## [PROBLEM DETAILS]
Your task is to give the listing below back word for word, pictures excluded.

++++++++++++++++++++

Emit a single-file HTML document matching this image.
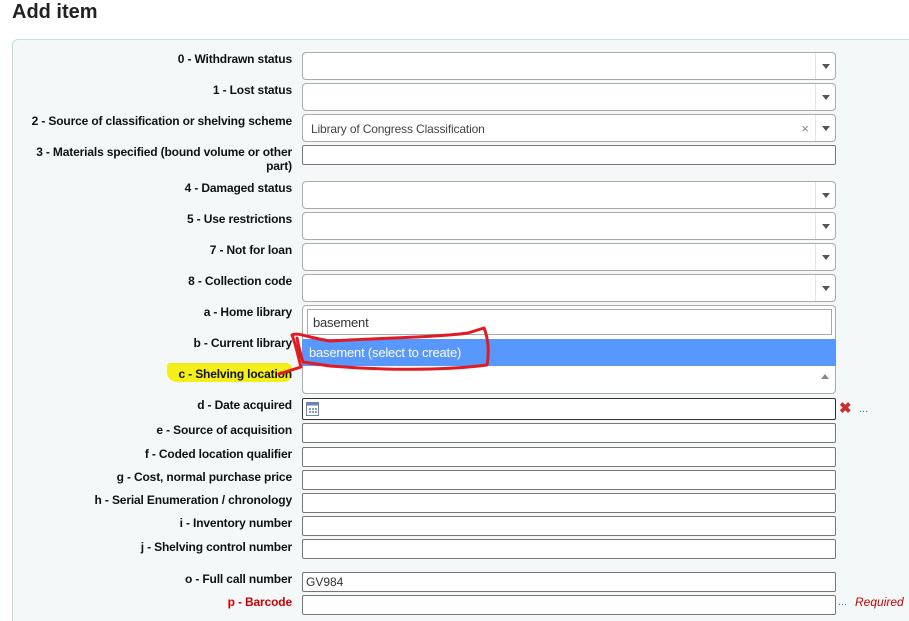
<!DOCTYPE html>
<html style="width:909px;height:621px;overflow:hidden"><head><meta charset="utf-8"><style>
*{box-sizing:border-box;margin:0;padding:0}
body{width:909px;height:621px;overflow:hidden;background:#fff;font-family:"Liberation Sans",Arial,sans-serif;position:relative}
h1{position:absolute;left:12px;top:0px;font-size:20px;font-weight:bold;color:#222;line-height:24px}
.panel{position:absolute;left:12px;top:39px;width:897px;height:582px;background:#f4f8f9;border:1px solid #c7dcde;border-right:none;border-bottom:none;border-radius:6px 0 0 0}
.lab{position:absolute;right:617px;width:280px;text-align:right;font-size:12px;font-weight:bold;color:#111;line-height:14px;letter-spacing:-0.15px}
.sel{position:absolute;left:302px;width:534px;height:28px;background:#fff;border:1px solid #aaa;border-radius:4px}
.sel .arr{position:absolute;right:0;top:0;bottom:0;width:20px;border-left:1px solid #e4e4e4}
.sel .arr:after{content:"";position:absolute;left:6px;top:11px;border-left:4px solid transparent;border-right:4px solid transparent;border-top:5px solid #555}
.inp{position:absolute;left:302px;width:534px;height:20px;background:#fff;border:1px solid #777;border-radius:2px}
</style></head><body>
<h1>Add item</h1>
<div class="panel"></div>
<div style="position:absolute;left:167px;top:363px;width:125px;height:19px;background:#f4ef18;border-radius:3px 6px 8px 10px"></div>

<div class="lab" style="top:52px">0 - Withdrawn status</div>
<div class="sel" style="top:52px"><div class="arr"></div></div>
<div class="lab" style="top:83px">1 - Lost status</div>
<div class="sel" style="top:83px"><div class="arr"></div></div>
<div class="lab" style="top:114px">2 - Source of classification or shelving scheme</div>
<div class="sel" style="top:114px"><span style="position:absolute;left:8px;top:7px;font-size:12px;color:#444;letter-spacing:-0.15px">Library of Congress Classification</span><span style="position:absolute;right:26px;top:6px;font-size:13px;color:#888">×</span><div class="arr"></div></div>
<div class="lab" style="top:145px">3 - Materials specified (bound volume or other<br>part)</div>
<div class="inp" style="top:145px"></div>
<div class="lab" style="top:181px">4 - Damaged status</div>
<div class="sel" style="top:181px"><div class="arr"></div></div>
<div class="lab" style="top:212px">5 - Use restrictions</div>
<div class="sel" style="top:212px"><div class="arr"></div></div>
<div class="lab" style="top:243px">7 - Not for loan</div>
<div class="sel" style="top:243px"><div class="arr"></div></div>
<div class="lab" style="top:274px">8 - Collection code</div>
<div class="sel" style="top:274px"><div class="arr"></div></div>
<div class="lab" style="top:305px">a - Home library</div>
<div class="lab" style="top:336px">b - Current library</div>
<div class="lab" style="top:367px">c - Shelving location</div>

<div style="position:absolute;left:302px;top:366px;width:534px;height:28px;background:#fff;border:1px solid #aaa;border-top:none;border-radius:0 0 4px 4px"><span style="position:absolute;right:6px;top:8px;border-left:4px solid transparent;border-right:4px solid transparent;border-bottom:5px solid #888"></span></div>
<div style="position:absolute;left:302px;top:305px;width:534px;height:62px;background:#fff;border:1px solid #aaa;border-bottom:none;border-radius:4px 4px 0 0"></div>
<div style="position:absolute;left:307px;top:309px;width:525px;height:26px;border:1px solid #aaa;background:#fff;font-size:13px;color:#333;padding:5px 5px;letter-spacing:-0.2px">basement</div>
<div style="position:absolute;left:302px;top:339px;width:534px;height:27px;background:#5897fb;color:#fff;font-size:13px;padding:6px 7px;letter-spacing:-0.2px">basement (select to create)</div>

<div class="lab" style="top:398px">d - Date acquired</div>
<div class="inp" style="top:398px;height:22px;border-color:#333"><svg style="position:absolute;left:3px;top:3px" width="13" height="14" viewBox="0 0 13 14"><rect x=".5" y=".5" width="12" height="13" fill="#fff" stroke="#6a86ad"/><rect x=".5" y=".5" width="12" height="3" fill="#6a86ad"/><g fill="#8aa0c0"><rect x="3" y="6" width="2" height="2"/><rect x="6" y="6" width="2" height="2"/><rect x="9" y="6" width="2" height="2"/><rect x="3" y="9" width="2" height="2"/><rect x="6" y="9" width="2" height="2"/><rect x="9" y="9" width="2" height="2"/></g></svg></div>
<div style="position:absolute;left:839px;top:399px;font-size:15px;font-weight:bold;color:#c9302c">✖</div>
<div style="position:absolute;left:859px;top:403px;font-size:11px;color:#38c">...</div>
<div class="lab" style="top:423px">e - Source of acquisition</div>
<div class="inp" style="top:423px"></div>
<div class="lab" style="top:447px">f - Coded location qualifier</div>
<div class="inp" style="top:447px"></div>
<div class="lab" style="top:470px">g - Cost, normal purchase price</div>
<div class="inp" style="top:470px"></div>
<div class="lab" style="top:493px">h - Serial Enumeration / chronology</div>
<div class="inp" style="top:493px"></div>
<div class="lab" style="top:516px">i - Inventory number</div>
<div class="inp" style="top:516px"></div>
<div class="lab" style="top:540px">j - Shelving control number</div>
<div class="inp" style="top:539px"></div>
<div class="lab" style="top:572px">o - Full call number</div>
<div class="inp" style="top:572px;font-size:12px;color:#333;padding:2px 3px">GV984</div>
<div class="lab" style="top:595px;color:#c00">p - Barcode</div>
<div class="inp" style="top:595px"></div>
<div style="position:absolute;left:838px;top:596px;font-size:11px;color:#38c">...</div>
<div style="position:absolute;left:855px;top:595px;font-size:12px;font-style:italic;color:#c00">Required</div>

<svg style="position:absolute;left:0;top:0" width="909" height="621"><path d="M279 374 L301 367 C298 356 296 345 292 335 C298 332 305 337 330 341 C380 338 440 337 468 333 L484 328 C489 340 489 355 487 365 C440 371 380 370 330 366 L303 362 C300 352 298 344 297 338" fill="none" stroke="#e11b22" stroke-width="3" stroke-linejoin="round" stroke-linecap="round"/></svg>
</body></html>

++++++++++++++++++++

## [REPLY TO THE EXERCISE]
Emit a single-file HTML document matching this image.
<!DOCTYPE html>
<html style="width:909px;height:621px;overflow:hidden"><head><meta charset="utf-8"><style>
*{box-sizing:border-box;margin:0;padding:0}
body{width:909px;height:621px;overflow:hidden;background:#fff;font-family:"Liberation Sans",Arial,sans-serif;position:relative}
h1{position:absolute;left:12px;top:0px;font-size:20px;font-weight:bold;color:#222;line-height:24px}
.panel{position:absolute;left:12px;top:39px;width:897px;height:582px;background:#f4f8f9;border:1px solid #c7dcde;border-right:none;border-bottom:none;border-radius:6px 0 0 0}
.lab{position:absolute;right:617px;width:280px;text-align:right;font-size:12px;font-weight:bold;color:#111;line-height:14px;letter-spacing:-0.15px}
.sel{position:absolute;left:302px;width:534px;height:28px;background:#fff;border:1px solid #aaa;border-radius:4px}
.sel .arr{position:absolute;right:0;top:0;bottom:0;width:20px;border-left:1px solid #e4e4e4}
.sel .arr:after{content:"";position:absolute;left:6px;top:11px;border-left:4px solid transparent;border-right:4px solid transparent;border-top:5px solid #555}
.inp{position:absolute;left:302px;width:534px;height:20px;background:#fff;border:1px solid #777;border-radius:2px}
</style></head><body>
<h1>Add item</h1>
<div class="panel"></div>
<div style="position:absolute;left:167px;top:363px;width:125px;height:19px;background:#f4ef18;border-radius:3px 6px 8px 10px"></div>

<div class="lab" style="top:52px">0 - Withdrawn status</div>
<div class="sel" style="top:52px"><div class="arr"></div></div>
<div class="lab" style="top:83px">1 - Lost status</div>
<div class="sel" style="top:83px"><div class="arr"></div></div>
<div class="lab" style="top:114px">2 - Source of classification or shelving scheme</div>
<div class="sel" style="top:114px"><span style="position:absolute;left:8px;top:7px;font-size:12px;color:#444;letter-spacing:-0.15px">Library of Congress Classification</span><span style="position:absolute;right:26px;top:6px;font-size:13px;color:#888">×</span><div class="arr"></div></div>
<div class="lab" style="top:145px">3 - Materials specified (bound volume or other<br>part)</div>
<div class="inp" style="top:145px"></div>
<div class="lab" style="top:181px">4 - Damaged status</div>
<div class="sel" style="top:181px"><div class="arr"></div></div>
<div class="lab" style="top:212px">5 - Use restrictions</div>
<div class="sel" style="top:212px"><div class="arr"></div></div>
<div class="lab" style="top:243px">7 - Not for loan</div>
<div class="sel" style="top:243px"><div class="arr"></div></div>
<div class="lab" style="top:274px">8 - Collection code</div>
<div class="sel" style="top:274px"><div class="arr"></div></div>
<div class="lab" style="top:305px">a - Home library</div>
<div class="lab" style="top:336px">b - Current library</div>
<div class="lab" style="top:367px">c - Shelving location</div>

<div style="position:absolute;left:302px;top:366px;width:534px;height:28px;background:#fff;border:1px solid #aaa;border-top:none;border-radius:0 0 4px 4px"><span style="position:absolute;right:6px;top:8px;border-left:4px solid transparent;border-right:4px solid transparent;border-bottom:5px solid #888"></span></div>
<div style="position:absolute;left:302px;top:305px;width:534px;height:62px;background:#fff;border:1px solid #aaa;border-bottom:none;border-radius:4px 4px 0 0"></div>
<div style="position:absolute;left:307px;top:309px;width:525px;height:26px;border:1px solid #aaa;background:#fff;font-size:13px;color:#333;padding:5px 5px;letter-spacing:-0.2px">basement</div>
<div style="position:absolute;left:302px;top:339px;width:534px;height:27px;background:#5897fb;color:#fff;font-size:13px;padding:6px 7px;letter-spacing:-0.2px">basement (select to create)</div>

<div class="lab" style="top:398px">d - Date acquired</div>
<div class="inp" style="top:398px;height:22px;border-color:#333"><svg style="position:absolute;left:3px;top:3px" width="13" height="14" viewBox="0 0 13 14"><rect x=".5" y=".5" width="12" height="13" fill="#fff" stroke="#6a86ad"/><rect x=".5" y=".5" width="12" height="3" fill="#6a86ad"/><g fill="#8aa0c0"><rect x="3" y="6" width="2" height="2"/><rect x="6" y="6" width="2" height="2"/><rect x="9" y="6" width="2" height="2"/><rect x="3" y="9" width="2" height="2"/><rect x="6" y="9" width="2" height="2"/><rect x="9" y="9" width="2" height="2"/></g></svg></div>
<div style="position:absolute;left:839px;top:399px;font-size:15px;font-weight:bold;color:#c9302c">✖</div>
<div style="position:absolute;left:859px;top:403px;font-size:11px;color:#38c">...</div>
<div class="lab" style="top:423px">e - Source of acquisition</div>
<div class="inp" style="top:423px"></div>
<div class="lab" style="top:447px">f - Coded location qualifier</div>
<div class="inp" style="top:447px"></div>
<div class="lab" style="top:470px">g - Cost, normal purchase price</div>
<div class="inp" style="top:470px"></div>
<div class="lab" style="top:493px">h - Serial Enumeration / chronology</div>
<div class="inp" style="top:493px"></div>
<div class="lab" style="top:516px">i - Inventory number</div>
<div class="inp" style="top:516px"></div>
<div class="lab" style="top:540px">j - Shelving control number</div>
<div class="inp" style="top:539px"></div>
<div class="lab" style="top:572px">o - Full call number</div>
<div class="inp" style="top:572px;font-size:12px;color:#333;padding:2px 3px">GV984</div>
<div class="lab" style="top:595px;color:#c00">p - Barcode</div>
<div class="inp" style="top:595px"></div>
<div style="position:absolute;left:838px;top:596px;font-size:11px;color:#38c">...</div>
<div style="position:absolute;left:855px;top:595px;font-size:12px;font-style:italic;color:#c00">Required</div>

<svg style="position:absolute;left:0;top:0" width="909" height="621"><path d="M279 374 L301 367 C298 356 296 345 292 335 C298 332 305 337 330 341 C380 338 440 337 468 333 L484 328 C489 340 489 355 487 365 C440 371 380 370 330 366 L303 362 C300 352 298 344 297 338" fill="none" stroke="#e11b22" stroke-width="3" stroke-linejoin="round" stroke-linecap="round"/></svg>
</body></html>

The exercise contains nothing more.